When a friend of mine who is about 5'6" said to me he doesn't like certain pants as he thinks they make him look short, I told him I never think about how pants will impact how tall I look. He shot back that he wouldn't either if he was 6'1" like I am.

My guess is your complexion goes well with almost all colors so you don't have to think about it. I, on the other hand, look like blank printer paper, so I have to think a bit about how colors work or my face disappears (not really a bad thing for my ugly mug, but scary for people to see a body walking down the street without a head attached). Consider yourself luck Duvel, I'm sure if you had complexion issues you'd be aware of it (said by the slightly bitter man with a snow-drift complexion).


----------



## orange fury (Dec 8, 2013)

I've always liked yellow shirts (ocbds and polos). The only yellow OCBD I have right now is a PRL one with cool hidden repp stripe details. I have two BB ecru ocbds, and when (if) the price drops again, I'm going to pick up two of their yellow ones as well.

i think a yellow OCBD with an navy blazer, khaki chinos, and a red repp stripe bow tie looks fantastic, personally.


----------



## Duvel (Mar 16, 2014)

Perhaps. I think I'm just not aware, basically. (However, that statement might sum up just about everything about me, apparently.)



Fading Fast said:


> When a friend of mine who is about 5'6" said to me he doesn't like certain pants as he thinks they make him look short, I told him I never think about how pants will impact how tall I look. He shot back that he wouldn't either if he was 6'1" like I am.
> 
> My guess is your complexion goes well with almost all colors so you don't have to think about it. I, on the other hand, look like blank printer paper, so I have to think a bit about how colors work or my face disappears (not really a bad thing for my ugly mug, but scary for people to see a body walking down the street without a head attached). Consider yourself luck Duvel, I'm sure if you had complexion issues you'd be aware of it (said by the slightly bitter man with a snow-drift complexion).


----------



## thegovteach (Dec 2, 2012)

Duvel said:


> What's there to debate? I wear them a lot, all year round.


I wear mine year round too....heck, I even have one in candy striped yellow...


----------



## Duvel (Mar 16, 2014)

You have a striped one?! Color me green!



thegovteach said:


> I wear mine year round too....heck, I even have one in candy striped yellow...


----------



## Fading Fast (Aug 22, 2012)

Duvel said:


> You have a striped one?! Color me green!

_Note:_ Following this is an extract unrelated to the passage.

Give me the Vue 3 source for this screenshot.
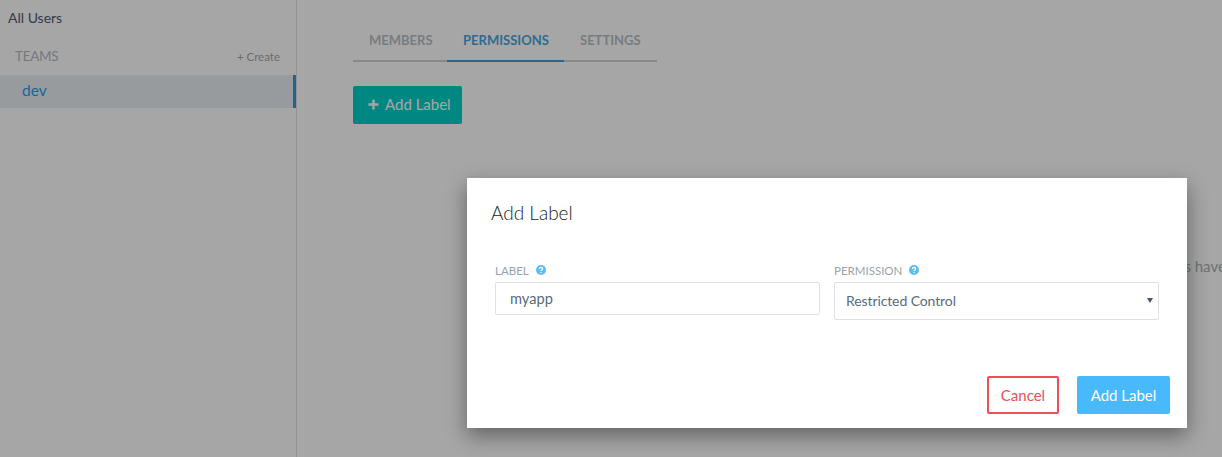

Which I'm sure would go great with your perfect complexion (said the still bitter man whose head was just mistaken for an over-sized marshmallow* with hair on top).

*I think I'm out of sardonic color metaphors for my complexion.


----------



## thegovteach (Dec 2, 2012)

Duvel said:


> You have a striped one?! Color me green!


Have a green striped one too....hit the " mother-load" a couple a year's back, a member of the local DA's Office retired and moved to of all places Raymondville, TX. He donated all his " working shirts" to the Episcopal Thift Center. He had all sorts of OCDB shirts, striped, all my size. Green, red, pink, lt. blue, navy, gold.....$2.75 each....and all lightly worn....I mopped up that day....


----------



## universitystripe (Jul 13, 2013)

Yellow the next OCBD purchase on my list. I like it more than pink, actually. I just hope it goes with my complexion.


----------



## Youthful Repp-robate (Sep 26, 2011)

I always thought I couldn't wear yellow, but honestly I think it's more flattering on me than pink.


----------



## SlideGuitarist (Apr 23, 2013)

Roycru posted a lovely rig last winter: a yellow OCBD with a dark brown herringbone tweed jacket. I thought to myself, I have to try that. YRR, yellow does actually suit your complexion better. I have a slightly Levantine complexion (Arabic dad, German mom), so the the Brooks PPBD, at least, makes me look somewhat recessive. Still, that might not be so bad with quiet, cold-weather rig like Roycru's. 

I think a stronger yellow looks handsome against very dark skin, but that's not the question here, I suppose.

I vaguely remember a thread last year about pale yellow shirts with navy suit and maroon tie (some Scandinavian sartorialist...anyone remember this?). I thought it looked quite handsome on him, at least.


----------



## Duvel (Mar 16, 2014)

YRP, I think both looks are great, but that yellow ocbd ensemble is incredibly cool. I mean, almost literally cool in the 1960s sense. Looks as hip now as it would have then.


----------



## JLibourel (Jun 13, 2004)

I have a couple of yellow LE OCBDs: a pale yellow Hyde Park and a somewhat bolder yellow "Original Oxford." They're not among my favorites, and I feel disinclined to get another yellow shirt, although I can't articulate why--more of a visceral thing.


----------



## Roycru (Apr 13, 2011)

SlideGuitarist said:


> Roycru posted a lovely rig last winter: a yellow OCBD with a dark brown herringbone tweed jacket. I thought to myself, I have to try that. YRR, yellow does actually suit your complexion better. I have a slightly Levantine complexion (Arabic dad, German mom), so the the Brooks PPBD, at least, makes me look somewhat recessive. Still, that might not be so bad with quiet, cold-weather rig like Roycru's.
> 
> I think a stronger yellow looks handsome against very dark skin, but that's not the question here, I suppose.
> 
> I vaguely remember a thread last year about pale yellow shirts with navy suit and maroon tie (some Scandinavian sartorialist...anyone remember this?). I thought it looked quite handsome on him, at least.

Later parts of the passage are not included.